If needed, override the environment variable in the pod’s manifest file or using NVIDIA Run:ai’s +ENVIRONMENT VARIABLE option under Runtime settings when configuring your Environment for your Workload.

PVCs created using the K8s API or kubectl are not visible or mountable in NVIDIA Run:ai.

This is by design, you will need to create a data source in NVIDIA Run:ai, then select an existing PVC, choosing the PVC you created manually. Then, you’ll be able to select and mount this PVC in your NVIDIA Run:ai-submitted workloads.

Workloads submitted and/or deleted in the CLI are not visible in the UI, and/or vice versa.

Alternatively, workloads are stopped in the UI but still running in the CLI, or vice versa.

This can happen when the NVIDIA Run:ai version of the cluster and the NVIDIA Run:ai version of the control plane are out of sync. Contact your NVIDIA TAM for assistance in updating the cluster to the latest version.

Workloads are stuck in Pending or Failed states.

This can happen for a variety of reasons, but most commonly, the workload does not meet the requirements for the security policies set on the DGX Cloud Create cluster, or is trying to use a feature that is not currently supported on DGX Cloud Create.

For more information about these policies, see the Security Restrictions for Kubernetes section, and/or the Security Restrictions and Cluster Limitations section. For troubleshooting these stuck jobs, we recommend using kubectl commands for more detailed information from the cluster.

Unable to mount additional shared memory

Workloads submitted with NVIDIA Run:ai include 16 GB of shared memory (SHM) in all pods mounted at /dev/shm inside containers by default. Attempting to mount additional memory by manually specifying SHM sizes for /dev/shm in manifest files will result in an error as the directory is already pre-allocated by NVIDIA Run:ai. If additional SHM is needed, contact your NVIDIA TAM.

Workloads are stuck in Pending states after attaching a new data source.

Check the Workload’s Event History under the Show Details menu for a FailedVolumeBinding event. If you discover that event, attempt to launch the workload without the data source attached.

If that new job launches, ensure you have followed the guidance from Recommended Storage Classes. If you have, it is possible that the cluster’s allocated storage capacity has been exhausted. Contact your TAM for further guidance.

Jupyter Workspace workloads may throw a 403 error

When running a Jupyter workload of type Workspace, you may encounter a 403 error when attempting to connect to Jupyter in your browser.
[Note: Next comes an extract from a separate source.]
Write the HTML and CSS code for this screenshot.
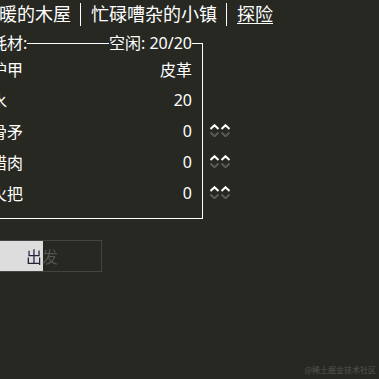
FILE: index.html
```html
<!DOCTYPE html>
<html>
<head>
<meta charset="utf-8">
<link rel="stylesheet" href="styles.css">
</head>
<body>
<div class="main">
  <div class="header">
    <div class="tab first">温暖的木屋</div>
    <div class="tab">忙碌嘈杂的小镇</div>
    <div class="tab selected">探险</div>
  </div>
  <div class="outfit">
    <div class="legend">
      <span class="lbl">耗材:</span>
      <span class="lbl">空闲: 20/20</span>
    </div>
    <div class="row"><span class="name">护甲</span><span class="val">皮革</span><span class="arrows empty"></span></div>
    <div class="row"><span class="name">水</span><span class="val">20</span><span class="arrows empty"></span></div>
    <div class="row"><span class="name">骨矛</span><span class="val">0</span><span class="arrows">
      <svg width="22" height="13" viewBox="0 0 22 13"><path class="up" d="M0.5 5 L4.5 1.2 L8.5 5 M11.5 5 L15.5 1.2 L19.5 5"/><path class="down" d="M0.5 8.5 L4.5 12.3 L8.5 8.5 M11.5 8.5 L15.5 12.3 L19.5 8.5"/></svg></span></div>
    <div class="row"><span class="name">腊肉</span><span class="val">0</span><span class="arrows">
      <svg width="22" height="13" viewBox="0 0 22 13"><path class="up" d="M0.5 5 L4.5 1.2 L8.5 5 M11.5 5 L15.5 1.2 L19.5 5"/><path class="down" d="M0.5 8.5 L4.5 12.3 L8.5 8.5 M11.5 8.5 L15.5 12.3 L19.5 8.5"/></svg></span></div>
    <div class="row"><span class="name">火把</span><span class="val">0</span><span class="arrows">
      <svg width="22" height="13" viewBox="0 0 22 13"><path class="up" d="M0.5 5 L4.5 1.2 L8.5 5 M11.5 5 L15.5 1.2 L19.5 5"/><path class="down" d="M0.5 8.5 L4.5 12.3 L8.5 8.5 M11.5 8.5 L15.5 12.3 L19.5 8.5"/></svg></span></div>
  </div>
  <div class="button">
    <div class="cooldown"></div>
    <span class="btext">出发</span>
  </div>
</div>
<div class="watermark">@稀土掘金技术社区</div>
</body>
</html>
```
FILE: styles.css
```css
html, body {
  margin: 0;
  padding: 0;
  background: #272822;
  height: 100%;
  overflow: hidden;
}
body {
  font-family: "Noto Sans", "Noto Sans CJK SC", sans-serif;
  color: #ffffff;
}
.main {
  margin-left: -20px;
  width: 300px;
}
.header {
  display: flex;
  padding-top: 3px;
  height: 23px;
}
.tab {
  font-size: 18px;
  line-height: 23px;
  padding: 0 9px 0 10px;
  border-left: 1px solid #ffffff;
  white-space: nowrap;
}
.tab.first {
  border-left: none;
  padding-left: 1px;
}
.tab.selected {
  text-decoration: underline;
  text-underline-offset: 2px;
}
.outfit {
  margin-top: 17px;
  width: 201px;
  border: 1px solid #ffffff;
  padding: 0 10px 10px 10px;
  font-size: 16px;
}
.legend {
  display: flex;
  justify-content: space-between;
  margin-top: -12px;
  height: 21px;
  line-height: 22px;
}
.lbl {
  background: #272822;
}
.row {
  display: flex;
  align-items: center;
  height: 31px;
}
.name {
  flex: 1;
}
.arrows {
  width: 22px;
  height: 13px;
  margin-left: 18px;
  margin-right: -40px;
  display: flex;
}
.arrows svg {
  display: block;
}
.up {
  fill: none;
  stroke: #ffffff;
  stroke-width: 2;
}
.down {
  fill: none;
  stroke: #5a5a56;
  stroke-width: 2;
}
.button {
  position: relative;
  margin-top: 21px;
  width: 120px;
  height: 30px;
  border: 1px solid #45453f;
  display: flex;
  align-items: center;
  justify-content: center;
  font-size: 16px;
}
.cooldown {
  position: absolute;
  left: 0;
  top: 0;
  bottom: 0;
  width: 62px;
  background: #dddddd;
}
.btext {
  position: relative;
  padding-left: 2px;
  color: transparent;
  background: linear-gradient(to right, #22223a 0, #22223a 16px, #55554f 16px, #55554f 100%);
  -webkit-background-clip: text;
  background-clip: text;
}
.watermark {
  position: absolute;
  right: 3px;
  bottom: 4px;
  font-size: 8px;
  color: #55554f;
  font-family: "Noto Sans CJK SC", sans-serif;
}
```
The NVIDIA Run:ai logs may display the following errors:

Blocking request with non-local 'Host'. If the server should be accessible at that name, set ServerApp.allow_remote_access to disable the check.

or No web browser found: Error('could not locate runnable browser')

or Jupyter Server 2.14.2 is running at: [I 2024-11-18 22:35:25.737 ServerApp] http://localhost:0 [I 2024-11-18 22:35:25.737 ServerApp] http://127.0.0.1:0

To resolve this issue, ensure you have jupyter-lab as the runtime command and the follow runtime arguments --NotebookApp.base_url=/${RUNAI_PROJECT}/${RUNAI_JOB_NAME} --NotebookApp.token='' --ServerApp.allow_remote_access=true --allow-root --port=8888 --no-browser in the Runtime command and arguments section in the Environment that you created.

A pod with a new PVC is taking a long time to be created

If this is the first time a PVC has been provisioned for a particular storage class, there could be a lengthy delay for the initial creation of the volume. You may see errors from the pod describe such as:

error: binding volumes: timed out waiting for the condition

or rpc error: code = DeadlineExceeded desc = context deadline exceeded

This is a transient error and the PVC should eventually get provisoned and the pod should become ready and in the Running state eventually. This is a one-time penalty and future launches should happen more rapidly.

The namespace for a project remains even after the project has been deleted

This is a known behavior in NVIDIA Run:ai. If the namespace is no longer required, a customer admin can delete it using kubectl delete ns <the-orphan>, substituting the actual namespace.